現場コラム【新人、介護の仕事奮闘中】 -17-
東日本大震災被災地視察1「石巻・女川・松島・仙台の道路事情・・・」
福祉有償運送講習を受講したNPO法人は、市内の社会福祉協議会とも連携があり、災害ボランティア活動も積極的に行っています。事務局スタッフと親しく成る中で、「今度、被災地の視察を行うが一緒に行ってみないか」との誘いがあり、なかなか経験出来る事ではないと思い同行させて頂く事にしました。現在勤務している介護施設には事情を説明し許可を得、勤務シフトの変更と公休・有給休暇を組み合わせて日程を調整してもらいました。視察に要する費用は、移動途中や現地に入っての飲食は自己負担ですが、高速道路料金やガソリン代は市の許可証を持っているので基本的に全て無料です。現地での宿泊費用も負担はありませんでした。大きな費用負担もなく視察に参加出来ました。
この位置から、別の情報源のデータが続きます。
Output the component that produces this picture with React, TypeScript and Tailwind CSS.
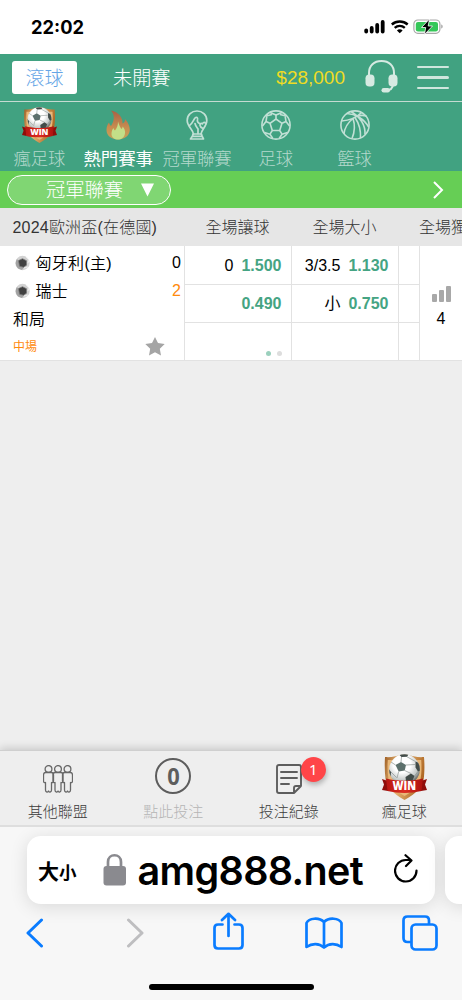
import type { ReactNode } from "react";

const uiFont = "font-['Liberation_Sans','Noto_Sans_CJK_TC',sans-serif]";

function WinBadge({ className }: { className: string }) {
  return (
    <svg viewBox="0 0 45 46" className={className} aria-hidden="true">
      <defs>
        <radialGradient id="ball" cx="42%" cy="32%" r="72%">
          <stop offset="0.4" stopColor="#fff" />
          <stop offset="0.75" stopColor="#c3c8c7" />
          <stop offset="1" stopColor="#3f4543" />
        </radialGradient>
        <linearGradient id="shield" x1="0" y1="0" x2="1" y2="0.3">
          <stop offset="0" stopColor="#9c5c22" />
          <stop offset="0.4" stopColor="#eebd7c" />
          <stop offset="1" stopColor="#b06a26" />
        </linearGradient>
        <linearGradient id="ribbon" x1="0" y1="0" x2="1" y2="0">
          <stop offset="0" stopColor="#b81611" />
          <stop offset="0.5" stopColor="#dd2c22" />
          <stop offset="1" stopColor="#ab110d" />
        </linearGradient>
        <clipPath id="ball-clip">
          <circle cx="22.500" cy="15.500" r="15.300" />
        </clipPath>
      </defs>
      <path d="M3 3C9 3.500 14 2.500 22.500 0 31 2.500 36 3.500 42 3c.7 8 .5 16-.3 22-1.500 8-7 14.500-19.200 21C10.500 39.500 5 33 3.500 25 2.700 18 2.500 11 3 3Z" fill="url(#shield)" />
      <path d="M5.800 6h33.400c.5 8 .3 13-.7 19-1.800 7-6.500 11.500-16 17-9.500-5.500-14.200-10-16-17C5.500 19 5.300 13 5.800 6Z" fill="#e9b878" />
      <circle cx="22.500" cy="15.500" r="15.300" fill="url(#ball)" />
      <g clipPath="url(#ball-clip)">
        <path d="m13.500 11 5.500-3 5 3-1.300 5.500-6 1Z" fill="#5d716d" />
        <path d="m17 .5 4.500-1 5 1-1.500 2.300-5.500.2ZM33.500 7.500l4.500 2 1 7-3 1-2.500-4ZM6.500 14.500l2.500 3.500-.5 5.500-3-3.500ZM23.500 23l5.500-3.500 3.500 2.500-2.500 5.500-6 0Z" fill="#424c49" />
        <path d="m19 8 .5-5M24 11l9-.5M22.700 16.500l6.300 3M16.700 17.500l-1.700 6.500M13.500 11l-4.500-3M9 18l5.500 5.500M36 17.500l-3.500 4.500M25 2.800l8.500 4.700" stroke="#8b9391" strokeWidth="0.7" fill="none" />
      </g>
      <path d="m0 25 6 2v10l-6-1 2-5.500ZM45 25l-6 2v10l6-1-2-5.500Z" fill="#8f0d0a" />
      <path d="M4 24.500c12 3 25 3 37 0L39.500 37c-11 2.500-23 2.500-34 0Z" fill="url(#ribbon)" />
      <text x="22.300" y="36.300" textAnchor="middle" fontSize="11.400" fontWeight="800" fill="#fff" fontFamily="Open Sans, sans-serif" textLength="23.500" lengthAdjust="spacingAndGlyphs">
        WIN
      </text>
    </svg>
  );
}

function Flame() {
  return (
    <svg viewBox="0 0 24 30" className="h-[30px] w-6" aria-hidden="true">
      <defs>
        <linearGradient id="flame" x1="0" y1="0" x2="0" y2="1">
          <stop offset="0" stopColor="#a96045" />
          <stop offset="0.6" stopColor="#c88e50" />
          <stop offset="1" stopColor="#c5a458" />
        </linearGradient>
      </defs>
      <path d="M5 .5c7.500 1.500 12 7 11.500 13 2-.7 2.600-2.500 2.500-4.500 3 3 4.800 7 4.800 11C23.500 26 18 29.500 12 29.500S.5 26 .5 20C.5 16.500 1.500 14.500 3 12.500c.5 1.500 1 2.500 2 3.500C8.500 11 9 5 5 .5Z" fill="url(#flame)" />
      <path d="M12 11.500c1 3.500 2 5.500 3.500 7.500.8-.5 1-1.500 1-2.500 2 2 3 4.500 2.500 7-.8 4-3.500 6-7 6s-6.500-2-6.500-5.500c0-3 1-5 2-6 .2 1 .5 1.800 1.500 2.500 2-3 3-5 3-9Z" fill="#c3df88" />
    </svg>
  );
}

function Trophy() {
  return (
    <svg viewBox="0 0 22 30" className="h-[30px] w-[22px]" fill="none" stroke="#c1e0d5" strokeWidth="1.700" strokeLinejoin="round" strokeLinecap="round" aria-hidden="true">
      <path d="M7.500 24C7 19.500 1.200 16.500 1.200 10.500 1.200 5 5.600 1 11 1s9.800 4 9.800 9.500c0 6-5.300 9-5.800 13.500" />
      <path d="M3.500 15.500c3-1.500 3.500-5 5.500-7.500 1.500-1.500 3-.5 2.500 1.500-.7 2.500.5 3.500 3 4.500M9 13.500c.5 2.500 2 4 3 5.500v4.500" />
      <path d="M19.800 13.500c-1.500-1.800-3-1-3.300.3-1-1-2.800-.3-2.500 1.500.2 1.500 1.500 2.500 3 3.200" />
      <path d="M7 24h8.500l.5 2 1.500 3h-13L6.500 26ZM6.500 26.300H16" />
    </svg>
  );
}

function SoccerBall() {
  return (
    <svg viewBox="0 0 30 30" className="size-[30px]" fill="none" stroke="#c1e0d5" strokeWidth="1.600" strokeLinejoin="round" aria-hidden="true">
      <circle cx="15" cy="15" r="14.100" />
      <path d="m15 9 6 4.300-2.300 7.200h-7.400L9 13.300ZM15 9V5M21 13.300l4-1.800M18.700 20.500l2.300 3.700M11.300 20.500 9 24.200M9 13.300l-4-1.800" />
      <path d="m9 2.400 6 2.700 6-2.700M5 11.500 6.200 4M25 11.500 23.800 4M5 11.500 1.500 16M25 11.500l3.500 4.500M3.500 22.500l5.500 1.700 3 4.500M26.500 22.500 21 24.200l-3 4.500M5 6l6-1.500M25 6l-6-1.500" />
    </svg>
  );
}

function Basketball() {
  return (
    <svg viewBox="0 0 30 30" className="size-[30px]" fill="none" stroke="#c1e0d5" strokeWidth="1.600" aria-hidden="true">
      <circle cx="15" cy="15" r="14.100" />
      <path d="M1.500 11C9 10.500 17 7 21.500 2.500M7 3.500C15 4 24 8.500 28.500 17M11 1.500c9 5.500 14.500 14 14 23M13.500 8C8.500 12 4.500 18 4 24M13 8.500c2 6 1.500 14-1 20M15 7.500c4 6 6 13 5.500 20.500M17 6.500c3-1.500 6-1.500 9.500-.5" />
    </svg>
  );
}

const sports = [
  { label: "瘋足球", icon: <WinBadge className="h-[36px] w-[35px]" />, active: false },
  { label: "熱門賽事", icon: <Flame />, active: true },
  { label: "冠軍聯賽", icon: <Trophy />, active: false },
  { label: "足球", icon: <SoccerBall />, active: false },
  { label: "籃球", icon: <Basketball />, active: false }
];

function StatusBar() {
  return (
    <div className="flex h-[54px] items-center bg-white pr-[19px] pl-[31px]">
      <span className="pt-px font-['Inter',sans-serif] text-[18.3px] leading-none font-bold text-black">22:02</span>
      <svg viewBox="0 0 80 16" className="ml-auto h-4 w-20" aria-hidden="true">
        <path d="M3.200 11.300v1.200M8.700 9v3.500M14.200 6v6.500M19.700 3v9.500" stroke="#000" strokeWidth="3.800" strokeLinecap="round" />
        <g transform="translate(28 0)" fill="none" stroke="#000" strokeWidth="2.400">
          <path d="M.8 5.500a12 12 0 0 1 15.900 0M3.700 8.800a7.700 7.700 0 0 1 10.100 0" />
          <path d="M8.750 14.300 5.900 11.400a4 4 0 0 1 5.700 0Z" fill="#000" stroke="none" />
        </g>
        <rect x="50.900" y="1" width="26" height="13.300" rx="4" fill="#fff" stroke="#a8a8a8" strokeWidth="1.200" />
        <rect x="52.800" y="2.900" width="22.200" height="9.500" rx="2.200" fill="#35c759" />
        <path d="M78.200 5.500c2 .5 2 3.500 0 4Z" fill="#a8a8a8" />
        <path d="m66.500 0-8 8.500h4.200L61.500 15.500l8-8.500h-4.300Z" fill="#000" stroke="#fff" strokeWidth="0.800" />
      </svg>
    </div>
  );
}

function Header() {
  return (
    <header className="flex h-12 items-center border-b border-[#c5dbd2] bg-[#41a281] pr-[13px] pl-3">
      <button className="flex h-[33px] w-[65px] items-center justify-center rounded-[3px] bg-white pt-[3px] text-[19px] font-light text-[#65a5e6]">滾球</button>
      <span className="ml-9 pt-1 text-[19.2px] font-light text-white">未開賽</span>
      <span className="ml-auto pt-px text-[19px] text-[#f0dc24]">$28,000</span>
      <svg viewBox="0 0 33 34" className="mr-[19px] mb-[3px] ml-5 h-[34px] w-[33px]" fill="none" stroke="#d6eae2" aria-hidden="true">
        <path d="M4 16v-2C4 6.500 9 2 16.500 2S29 6.500 29 14v2" strokeWidth="2" />
        <rect x="0.500" y="15.500" width="9" height="12" rx="3.800" fill="#d6eae2" stroke="none" />
        <rect x="23.500" y="15.500" width="9" height="12" rx="3.800" fill="#d6eae2" stroke="none" />
        <path d="M28 25c0 5-3 6.500-8 6.500" strokeWidth="2" />
        <rect x="16.500" y="29" width="8.500" height="4.500" rx="2.200" fill="#d6eae2" stroke="none" />
      </svg>
      <div className="flex w-8 flex-col gap-2">
        <i className="h-[2.67px] rounded-full bg-[#cfe6dd]" />
        <i className="h-[2.67px] rounded-full bg-[#cfe6dd]" />
        <i className="h-[2.67px] rounded-full bg-[#cfe6dd]" />
      </div>
    </header>
  );
}

function SportTabs() {
  return (
    <nav className="flex h-[69px] bg-[#41a281]">
      {sports.map((sport) => (
        <div key={sport.label} className="flex w-[78.8px] shrink-0 flex-col items-center">
          <div className="flex h-[45px] items-center justify-center">{sport.icon}</div>
          <span className={sport.active ? "text-[17.4px] leading-6 whitespace-nowrap text-white" : "text-[17.3px] leading-6 font-light whitespace-nowrap text-[#b5d9cd]"}>
            {sport.label}
          </span>
        </div>
      ))}
    </nav>
  );
}

function LeagueBar() {
  return (
    <div className="flex h-[37px] items-center justify-between bg-[#66ce55] pr-[18px] pl-[7px]">
      <button className="flex h-[30px] w-[164px] items-center rounded-full border-[1.5px] border-white bg-[#80d673] pt-px pl-[38px] text-[19.3px] leading-none font-light text-white">
        <span className="pt-px">冠軍聯賽</span>
        <svg viewBox="0 0 13 14" className="ml-[18px] h-3.5 w-[13px]" fill="#fff" aria-hidden="true">
          <path d="M0 .5h13L6.500 13.500Z" />
        </svg>
      </button>
      <svg viewBox="0 0 12 18" className="h-[18px] w-3" fill="none" stroke="#fff" strokeWidth="2" aria-hidden="true">
        <path d="m2 1 8 8-8 8" />
      </svg>
    </div>
  );
}

function TeamBall() {
  return (
    <svg viewBox="0 0 16 16" className="mr-[5px] size-4" aria-hidden="true">
      <circle cx="7.500" cy="8" r="7.200" fill="#d2d2d2" />
      <path d="M2 4a7.500 7.500 0 0 0 1 9.500l4 1.500 2-3-4-4Z" fill="#a2a2a2" />
      <path d="m11 2 3 3-1 3M9 13l4-1" stroke="#eee" fill="none" />
      <path d="m3.500 5.500 4-1.800 4 2v4.500l-3 2-4-1Z" fill="#404040" stroke="#777" strokeWidth="0.700" />
    </svg>
  );
}

function Odds({ line, value }: { line?: string; value: string }) {
  return (
    <div className="flex items-center justify-end gap-2 border-b border-[#e2e2e2] pt-px pr-[9.5px] text-[16px] text-black">
      {line && <span>{line}</span>}
      <b className="text-[#45a483]">{value}</b>
    </div>
  );
}

function MatchTable() {
  return (
    <section>
      <div className="flex h-[38px] items-center overflow-hidden bg-[#e6e6e6] pt-px text-[16px] font-light whitespace-nowrap text-[#333]">
        <span className="w-[184px] shrink-0 pl-[12.5px] tracking-[0.2px]">2024歐洲盃(在德國)</span>
        <span className="w-[107px] shrink-0 text-center">全場讓球</span>
        <span className="w-[107px] shrink-0 text-center">全場大小</span>
        <span className="shrink-0 pl-[21px]">全場獨</span>
      </div>
      <div className="flex h-[115px] border-b border-[#e2e2e2] bg-white text-[16px] text-black">
        <div className="w-[184px] pt-[3px] pr-[3px] pl-[13px]">
          <div className="flex h-[28px] items-center pl-[1.5px] font-[350] tracking-[0.3px]">
            <TeamBall />
            <span className="pt-px">匈牙利(主)</span>
            <span className="ml-auto font-normal tracking-normal">0</span>
          </div>
          <div className="flex h-[28px] items-center pl-[1.5px] font-[350] tracking-[0.3px]">
            <TeamBall />
            <span className="pt-px">瑞士</span>
            <span className="ml-auto font-normal tracking-normal text-[#ff8a0c]">2</span>
          </div>
          <div className="flex h-[28px] items-center pt-0.5 font-[350]">和局</div>
          <div className="flex h-[26px] items-center justify-between pr-[16px] text-[12px] text-[#ff8a0c]">
            <span className="pt-0.5">中場</span>
            <svg viewBox="0 0 20 19" className="size-[20px]" fill="#a5a5a5" aria-hidden="true">
              <path d="m10 .5 3 6 6.700 1-4.900 4.800 1.200 6.700-6-3.200L4 19l1.200-6.700L.3 7.500l6.700-1Z" />
            </svg>
          </div>
        </div>
        <div className="grid w-[107px] grid-rows-[39px_38px_37px] border-l border-[#e2e2e2]">
          <Odds line="0" value="1.500" />
          <Odds value="0.490" />
          <div className="flex items-end justify-end gap-1.5 pr-[9px] pb-1">
            <i className="size-[5px] rounded-full bg-[#9bd0bd]" />
            <i className="size-[5px] rounded-full bg-[#ddd]" />
          </div>
        </div>
        <div className="grid w-[107px] grid-rows-[39px_38px_37px] border-l border-[#e2e2e2]">
          <Odds line="3/3.5" value="1.130" />
          <Odds line="小" value="0.750" />
        </div>
        <div className="grid w-[21px] grid-rows-[39px_38px_37px] border-l border-[#e2e2e2]">
          <div className="border-b border-[#e2e2e2]" />
          <div className="border-b border-[#e2e2e2]" />
        </div>
        <div className="flex w-[43px] flex-col items-center border-l border-[#e2e2e2] pt-10">
          <div className="flex h-4 items-end gap-[2px]">
            <i className="h-[8px] w-[5px] rounded-[1px] bg-[#a8a8a8]" />
            <i className="h-[12px] w-[5px] rounded-[1px] bg-[#a8a8a8]" />
            <i className="h-4 w-[5px] rounded-[1px] bg-[#a8a8a8]" />
          </div>
          <span className="mt-[5px] leading-6">4</span>
        </div>
      </div>
    </section>
  );
}

function People() {
  return (
    <svg viewBox="0 0 30 28" className="h-7 w-[30px]" fill="none" stroke="#686868" strokeWidth="1.300" strokeLinejoin="round" aria-hidden="true">
      {[5.5, 15, 24.5].map((x) => (
        <g key={x} transform={`translate(${x} 0)`}>
          <circle cy="4" r="3.400" />
          <path d="M-3 7.500h6c1.500 0 2 1 2 2.500v6c0 1.500-1 2-2 1.500V25c0 2.500-2.500 2.500-3 1-.5 1.500-3 1.500-3-1v-7.500c-1 .5-2 0-2-1.500v-6c0-1.500.5-2.500 2-2.500Z" />
        </g>
      ))}
    </svg>
  );
}

function BottomItem({ label, muted, children }: { label: string; muted?: boolean; children: ReactNode }) {
  return (
    <div className="flex flex-1 flex-col items-center">
      <div className="flex h-12 items-center justify-center">{children}</div>
      <span className={muted ? "text-[15px] leading-6 font-light text-[#b5b5b5]" : "text-[15px] leading-6 font-light text-[#3c3c3c]"}>{label}</span>
    </div>
  );
}

function BottomNav() {
  return (
    <nav className="flex h-[77px] border-t border-b-2 border-t-[#cfcfcf] border-b-[#dedede] bg-[#eee] pt-px shadow-[0_-2px_8px_rgba(0,0,0,0.16)]">
      <BottomItem label="其他聯盟">
        <div className="pt-[5px]"><People /></div>
      </BottomItem>
      <BottomItem label="點此投注" muted>
        <div className="grid size-9 place-items-center rounded-full border-2 border-[#5d5d5d] font-['Noto_Sans',sans-serif] text-[23px] leading-none font-bold text-[#5d5d5d]">
          <span className="scale-x-[0.95]">0</span>
        </div>
      </BottomItem>
      <BottomItem label="投注紀錄">
        <div className="relative pt-[5px]">
          <svg viewBox="0 0 26 30" className="h-[30px] w-[26px]" fill="none" stroke="#5d5d5d" strokeWidth="1.900" strokeLinecap="round" strokeLinejoin="round" aria-hidden="true">
            <path d="M25 22V3q0-2-2-2H3Q1 1 1 3v24q0 2 2 2h15ZM18 29v-5q0-2 2-2h5M5 8h16M5 14h16M5 20h8" />
          </svg>
          <span className="absolute -top-0.5 left-[25px] grid size-[25px] place-items-center rounded-full bg-[#ff4548] font-['Noto_Sans',sans-serif] text-[15px] leading-none text-white shadow-[1px_3px_5px_rgba(0,0,0,0.25)]">1</span>
        </div>
      </BottomItem>
      <BottomItem label="瘋足球">
        <div className="pt-0.5"><WinBadge className="h-[46px] w-[45px]" /></div>
      </BottomItem>
    </nav>
  );
}

function BrowserBar() {
  return (
    <footer className="flex h-[173px] flex-col overflow-hidden bg-[#f7f7f7] pt-[9px]">
      <div className="flex h-[68px] gap-2.5 pl-[27px]">
        <div className="flex w-[408px] shrink-0 items-center rounded-[14px] bg-white pr-[17px] pl-[11px] text-black shadow-[0_3px_18px_rgba(0,0,0,0.12)]">
          <span className="font-['Noto_Sans_CJK_TC',sans-serif] text-[21px] leading-none font-bold">
            大<span className="text-[17.500px]">小</span>
          </span>
          <svg viewBox="0 0 24 33" className="mb-0.5 ml-[26px] h-[33px] w-6" aria-hidden="true">
            <path d="M5 14V9c0-9 13-9 13 0v5" fill="none" stroke="#8a8a8f" strokeWidth="2.700" />
            <rect x="0.500" y="13" width="22.500" height="19.500" rx="3" fill="#8a8a8f" />
          </svg>
          <span className="ml-[11px] pt-[3px] font-['Inter',sans-serif] text-[39.5px] leading-none font-semibold tracking-[-0.65px]">amg888.net</span>
          <svg viewBox="0 0 24 29" className="mb-1 ml-auto h-[29px] w-6" fill="none" stroke="#000" strokeWidth="2.200" strokeLinecap="round" strokeLinejoin="round" aria-hidden="true">
            <path d="M22.500 16.500A10.750 10.750 0 1 1 12 6h5M11.500 1.200 17.500 6.500l-5.500 5.500" />
          </svg>
        </div>
        <div className="w-10 shrink-0 rounded-[14px] bg-white shadow-[0_3px_18px_rgba(0,0,0,0.12)]" />
      </div>
      <div className="flex h-[58px] items-center pl-[26px] text-[#0a7cff]">
        <svg viewBox="0 0 18 30" className="h-[30px] w-[18px]" fill="none" stroke="currentColor" strokeWidth="3" strokeLinecap="round" strokeLinejoin="round" aria-hidden="true">
          <path d="M15.500 2 2 15l13.500 13" />
        </svg>
        <svg viewBox="0 0 18 30" className="ml-[82px] h-[30px] w-[18px]" fill="none" stroke="#bebec0" strokeWidth="3" strokeLinecap="round" strokeLinejoin="round" aria-hidden="true">
          <path d="m2.500 2 13.500 13L2.500 28" />
        </svg>
        <svg viewBox="0 0 31 38" className="mb-1 ml-[69px] h-[38px] w-[31px]" fill="none" stroke="currentColor" strokeWidth="2.700" strokeLinejoin="round" strokeLinecap="round" aria-hidden="true">
          <path d="M9.500 12.500H5q-3.500 0-3.500 3.500v17q0 3.500 3.500 3.500h21q3.500 0 3.500-3.500V16q0-3.500-3.500-3.500h-4.500M15.500 24V2M9 8l6.500-6.200L22 8" />
        </svg>
        <svg viewBox="0 0 38 32" className="ml-[61px] h-8 w-[38px]" fill="none" stroke="currentColor" strokeWidth="2.700" strokeLinejoin="round" aria-hidden="true">
          <path d="M19 5C14 0 4 1 1.500 6v24C7 26 14 26 19 30.500 24 26 31 26 36.500 30V6C34 1 24 0 19 5v25.500" />
        </svg>
        <svg viewBox="0 0 36 36" className="ml-[59px] size-9" fill="none" stroke="currentColor" strokeWidth="2.700" strokeLinejoin="round" aria-hidden="true">
          <path d="M9 27H5.500Q1.500 27 1.500 23V5.500q0-4 4-4H23q4 0 4 4V9" />
          <rect x="9.500" y="9.500" width="25" height="25" rx="4" />
        </svg>
      </div>
      <div className="mx-auto mt-[22px] h-1.5 w-[165px] rounded-full bg-black" />
    </footer>
  );
}

export default function App() {
  return (
    <main className={`flex h-[1000px] w-[462px] flex-col overflow-hidden bg-[#eee] ${uiFont}`}>
      <StatusBar />
      <Header />
      <SportTabs />
      <LeagueBar />
      <MatchTable />
      <div className="flex-1" />
      <BottomNav />
      <BrowserBar />
    </main>
  );
}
事務局側では既に3回程斥候隊を現地(石巻・女川・仙台)に送り込んでいます。今回はNPO法人の理事長を団長とする総勢12名の視察チームとなります。メンバーは事務局スタッフと社協社員、それにボランティア希望者数名で構成されています。おまけの私は運転手役でくっついて行きます。案内役は斥候隊の長で現地情報を細かく把握しています。この方は阪神淡路大震災の時にも活動した手練れのドライバーです。
日程は6月8日(水曜日)~12日(日曜日)までの5日間。視察の目的は、現地の被災状況確認・道路事情把握・現地社協及びボランティアセンター担当者とのリレーション・観光協会への車いす寄贈・通学支援の事前準備やその他交通弱者の現状把握などです。
勤務終了後ターミナル駅に集合して車に分乗、運転を交代しながら約10時間かけて石巻まで移動しました。初日は移動しながらの車中泊です。二泊目・三泊目は松島のホテルに宿泊し四泊目はまた移動の車中泊で戻って来ました。帰宅したのは夜中という強行スケジュールでした。視察コースは、石巻市内・女川町内・松島観光協会周辺・仙台市若林区を順に廻りました。現地状況は悲惨なもので、まったく絶望的な惨状が広がっていました。映像はテレビや新聞・雑誌で伝えられている通りですが、現場を見るとその広範囲の荒廃に愕然とします。加えてものすごい臭いがいたるところで漂っています。糞尿と、魚介類や海藻の腐敗した臭いが混ぜこぜになった臭いです。
火災があった地域は、煙硝の臭いが加わるので更に異臭となります。また風が吹くと乾燥したヘドロが巻き上げられるため、細かな粉じんで息苦しくなります。無駄だと分かっていてもマスクをしてしまいます。この様な臭いや粉じんの状況は、映像や写真では感じられません、現地に入ってはじめて気付かされます。主要な幹線道路はある程度片付けが済んでいますが、脇道や田畑などは瓦礫と、放置された車や家屋が逆さまになって転がっていて、3ヶ月経過してもまだ整理が進んでいない状況がうかがえます。加えて、電気が届いていない地域が多いため、信号機も殆ど消えています。そもそも交差点に信号機の土台は残っていますが、信号機そのものが流されてなくなっています。辻々に警官が立って手信号で交通誘導を行っています。海沿いの道路は数メートル単位で地盤沈下が起き、満潮時には冠水してしまいます。使用出来る道路に限りがあり、慢性的な交通渋滞がいたるところで起きています。舗装された道路は、ゆっくりとした速度で走行が可能ですが、陥没や亀裂が各所にあるため注意が必要です。また瓦礫のくぎやネジ、ガラスの破片などが散乱しているので頻繁にパンクします。パンク修理剤やスペアタイヤの予備は欠かせません。
視察の目的の一つに現地の道路状況確認があります。これは視察を主催したNPO法人が主に交通弱者に対する支援を主な活動としているためです。被災地の道路事情の把握は非常に重要な課題となります。移動支援のボランティア希望者は、元自衛官やタクシー運転手の方で車両操作には長けています。使用する車両は基本的にNPO法人が準備した福祉車両ですが、状況によっては個人所有の車両を使用する場合もあります。車両やドライバーの準備が出来ても、地元自治体も情報収集にまったく手が回らない様で、被災後の道路地図が存在していない状況です。津波で建物が殆ど流されてしまっているので、既存の地図がまったくといってよい程役に立ちません。ナビゲーションが付いている車は画面から走行位置の把握が出来る程度です。道路が寸断されている場所も多数あるので目視で確認し記録する事が重要です。また潮の満ち引きで道路が消えてしまう事もあります、朝晩で使える道の存在を確認し、手持ちの地図に書き込みをしながら道路事情を把握して廻ります。非常に地道で根気のいる作業です。